Not another cloud billing horror story
There are plenty of horror stories with obscene bills from cloud providers. Fortunately, I am not in that category, but I don’t want to become complacent either.
Old infrastructure
GetSite started with a hybrid infrastructure. Some services were deployed on Hetzner with Rancher, and others were split between AWS and MongoDB.
On the MongoDB cloud, I was using Atlas and ran a serverless instance for the database. The invoices started to ramp up, but not in direct proportion with the traffic we were getting. At first, it was a couple of monthly bucks and very quickly increased to $40 / mo. As you might have guessed, this was a strong motivator for moving from Mongo.
Before making the move, I tried to figure out what inflated the invoices so much. The database instance was getting 20 req/s at all times, and had no idea why. The official support was quite unresponsive and not helpful in this regard.

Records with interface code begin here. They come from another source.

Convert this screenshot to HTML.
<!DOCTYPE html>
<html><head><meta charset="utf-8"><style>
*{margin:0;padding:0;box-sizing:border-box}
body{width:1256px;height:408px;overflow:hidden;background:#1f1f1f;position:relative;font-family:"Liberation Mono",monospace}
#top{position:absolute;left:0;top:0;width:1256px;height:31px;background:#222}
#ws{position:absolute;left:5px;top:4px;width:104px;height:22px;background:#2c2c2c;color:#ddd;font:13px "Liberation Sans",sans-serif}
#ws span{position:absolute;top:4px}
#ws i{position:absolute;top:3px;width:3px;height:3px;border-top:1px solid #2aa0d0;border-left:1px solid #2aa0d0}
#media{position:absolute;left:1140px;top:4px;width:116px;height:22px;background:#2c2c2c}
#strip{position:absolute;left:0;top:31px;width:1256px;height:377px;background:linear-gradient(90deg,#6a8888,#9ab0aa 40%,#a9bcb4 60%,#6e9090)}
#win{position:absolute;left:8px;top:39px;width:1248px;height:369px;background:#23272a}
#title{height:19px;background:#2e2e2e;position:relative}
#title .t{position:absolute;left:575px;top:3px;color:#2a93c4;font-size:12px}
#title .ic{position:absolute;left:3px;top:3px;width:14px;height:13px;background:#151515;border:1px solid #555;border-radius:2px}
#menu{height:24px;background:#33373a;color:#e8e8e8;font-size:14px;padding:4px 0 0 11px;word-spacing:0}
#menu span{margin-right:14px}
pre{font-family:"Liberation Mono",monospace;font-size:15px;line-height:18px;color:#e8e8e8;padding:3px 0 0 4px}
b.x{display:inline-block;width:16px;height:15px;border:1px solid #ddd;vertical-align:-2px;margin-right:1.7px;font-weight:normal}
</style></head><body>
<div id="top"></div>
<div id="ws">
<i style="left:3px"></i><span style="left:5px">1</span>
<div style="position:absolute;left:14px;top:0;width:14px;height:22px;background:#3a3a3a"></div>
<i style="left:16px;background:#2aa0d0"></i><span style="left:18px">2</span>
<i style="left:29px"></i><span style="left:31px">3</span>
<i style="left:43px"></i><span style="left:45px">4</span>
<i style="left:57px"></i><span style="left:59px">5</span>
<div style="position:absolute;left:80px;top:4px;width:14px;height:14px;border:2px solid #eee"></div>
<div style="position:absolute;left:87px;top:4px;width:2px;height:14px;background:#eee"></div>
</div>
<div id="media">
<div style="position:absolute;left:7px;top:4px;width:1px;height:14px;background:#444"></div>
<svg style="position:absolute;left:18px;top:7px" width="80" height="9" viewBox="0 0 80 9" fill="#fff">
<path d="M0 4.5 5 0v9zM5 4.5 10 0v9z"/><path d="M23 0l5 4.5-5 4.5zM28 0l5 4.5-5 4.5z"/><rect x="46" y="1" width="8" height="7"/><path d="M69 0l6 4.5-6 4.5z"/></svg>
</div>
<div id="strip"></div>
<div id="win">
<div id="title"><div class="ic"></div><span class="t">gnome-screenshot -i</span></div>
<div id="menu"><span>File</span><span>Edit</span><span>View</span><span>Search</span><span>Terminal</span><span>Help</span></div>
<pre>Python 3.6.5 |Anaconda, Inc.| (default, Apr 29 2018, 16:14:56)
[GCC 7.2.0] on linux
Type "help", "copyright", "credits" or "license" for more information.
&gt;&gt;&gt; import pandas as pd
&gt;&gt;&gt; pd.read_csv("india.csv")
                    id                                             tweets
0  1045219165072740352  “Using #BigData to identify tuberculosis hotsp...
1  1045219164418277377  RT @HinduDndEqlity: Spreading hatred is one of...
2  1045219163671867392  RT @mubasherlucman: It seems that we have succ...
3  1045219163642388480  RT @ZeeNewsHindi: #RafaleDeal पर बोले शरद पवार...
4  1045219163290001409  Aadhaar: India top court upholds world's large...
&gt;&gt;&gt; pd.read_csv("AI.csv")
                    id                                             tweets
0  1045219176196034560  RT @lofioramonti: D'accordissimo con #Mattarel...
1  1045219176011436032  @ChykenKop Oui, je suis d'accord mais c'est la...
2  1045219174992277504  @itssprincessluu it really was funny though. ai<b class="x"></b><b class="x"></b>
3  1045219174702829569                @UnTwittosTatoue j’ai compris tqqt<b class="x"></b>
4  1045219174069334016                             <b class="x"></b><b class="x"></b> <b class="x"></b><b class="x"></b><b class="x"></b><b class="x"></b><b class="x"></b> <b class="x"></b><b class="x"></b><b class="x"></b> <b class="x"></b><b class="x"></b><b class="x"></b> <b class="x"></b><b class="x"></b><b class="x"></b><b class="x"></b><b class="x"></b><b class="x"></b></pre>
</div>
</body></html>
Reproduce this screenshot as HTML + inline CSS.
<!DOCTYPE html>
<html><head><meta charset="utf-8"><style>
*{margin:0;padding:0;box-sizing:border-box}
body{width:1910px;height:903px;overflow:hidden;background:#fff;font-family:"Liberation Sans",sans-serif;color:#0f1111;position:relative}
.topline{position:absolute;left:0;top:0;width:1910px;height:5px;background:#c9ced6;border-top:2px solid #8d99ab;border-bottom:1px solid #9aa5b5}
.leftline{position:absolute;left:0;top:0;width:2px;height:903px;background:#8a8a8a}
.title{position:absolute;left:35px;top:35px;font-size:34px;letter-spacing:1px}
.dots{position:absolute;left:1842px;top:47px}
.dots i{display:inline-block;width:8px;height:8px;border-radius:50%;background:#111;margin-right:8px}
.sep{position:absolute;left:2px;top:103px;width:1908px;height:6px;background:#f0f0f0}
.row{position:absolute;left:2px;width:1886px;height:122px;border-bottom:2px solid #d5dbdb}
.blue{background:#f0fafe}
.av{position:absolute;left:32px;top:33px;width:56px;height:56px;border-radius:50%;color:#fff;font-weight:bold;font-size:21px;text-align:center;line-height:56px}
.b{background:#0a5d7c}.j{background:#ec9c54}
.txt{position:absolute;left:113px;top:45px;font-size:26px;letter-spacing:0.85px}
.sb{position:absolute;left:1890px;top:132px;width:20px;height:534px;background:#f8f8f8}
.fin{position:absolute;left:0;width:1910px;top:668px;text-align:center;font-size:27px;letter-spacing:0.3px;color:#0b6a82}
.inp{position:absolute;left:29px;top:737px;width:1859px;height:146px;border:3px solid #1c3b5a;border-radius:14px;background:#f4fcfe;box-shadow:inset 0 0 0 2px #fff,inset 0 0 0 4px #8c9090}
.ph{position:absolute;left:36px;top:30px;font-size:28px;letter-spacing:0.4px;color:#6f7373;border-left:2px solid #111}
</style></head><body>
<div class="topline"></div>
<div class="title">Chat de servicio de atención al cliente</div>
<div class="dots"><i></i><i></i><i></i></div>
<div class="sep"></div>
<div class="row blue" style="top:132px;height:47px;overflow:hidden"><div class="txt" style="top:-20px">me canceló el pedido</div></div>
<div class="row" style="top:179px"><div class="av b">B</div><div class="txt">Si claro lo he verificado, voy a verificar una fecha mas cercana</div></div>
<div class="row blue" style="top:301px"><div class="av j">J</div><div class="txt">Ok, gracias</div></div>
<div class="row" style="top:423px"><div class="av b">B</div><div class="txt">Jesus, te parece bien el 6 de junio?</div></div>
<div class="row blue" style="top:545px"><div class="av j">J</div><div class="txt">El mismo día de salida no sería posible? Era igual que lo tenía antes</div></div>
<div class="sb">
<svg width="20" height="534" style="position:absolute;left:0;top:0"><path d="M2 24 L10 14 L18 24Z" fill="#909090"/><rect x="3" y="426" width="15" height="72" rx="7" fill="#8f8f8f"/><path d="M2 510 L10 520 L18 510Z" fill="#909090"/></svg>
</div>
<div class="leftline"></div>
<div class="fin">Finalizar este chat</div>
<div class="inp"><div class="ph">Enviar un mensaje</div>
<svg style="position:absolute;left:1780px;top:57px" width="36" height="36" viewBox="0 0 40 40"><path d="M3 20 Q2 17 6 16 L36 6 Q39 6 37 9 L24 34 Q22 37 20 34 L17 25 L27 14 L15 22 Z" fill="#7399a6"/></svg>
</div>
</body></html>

Mind you, this spike in requests started about a month ago, however, the traffic to GetSite didn’t increase. Something’s fishy if you ask me, but I didn’t want to spend more time looking into it.
On AWS, I had a few Elastic Beanstalk instances that were quite expensive compared with Hetzner. The instances were part of an autoscaling group.
Did I mention I was using Rancher 1 for the self-hosted services? It is a great piece of software, but it was discontinued a while back. Rancher 2 is very complex to use and geared towards enterprise users and big clusters.
New infrastructure
Enter Coolify, the successor to Rancher. I have been trying to find a replacement for Rancher for a few years. All container managers (Portainer included) seem to be tailored to the enterprise. I read about Coolify a few months ago but wasn’t convinced. Their website is not doing them justice.
A couple of weeks ago, after the inflated MongoDB invoice, I decided to jump in and install Coolify on a Hetzner server. The onboarding process is a bit unintuitive, but it grew on me as I started using it.
I moved all services from AWS, MongoDB, Rancher, and some old MySQL and Redis servers to Coolify in a day. Spent another day setting up workers, load balancers, backups, and security, and testing everything out. All of this while keeping 100% uptime (ok… maybe like 99.99%).
Costs
I cut costs down to about $40 / month for the whole infrastructure. That’s how much the last MongoDB invoice was, for reference. While bringing the cost down, I also beefed up the server capacity. The current setup has plenty of spare room for future growth.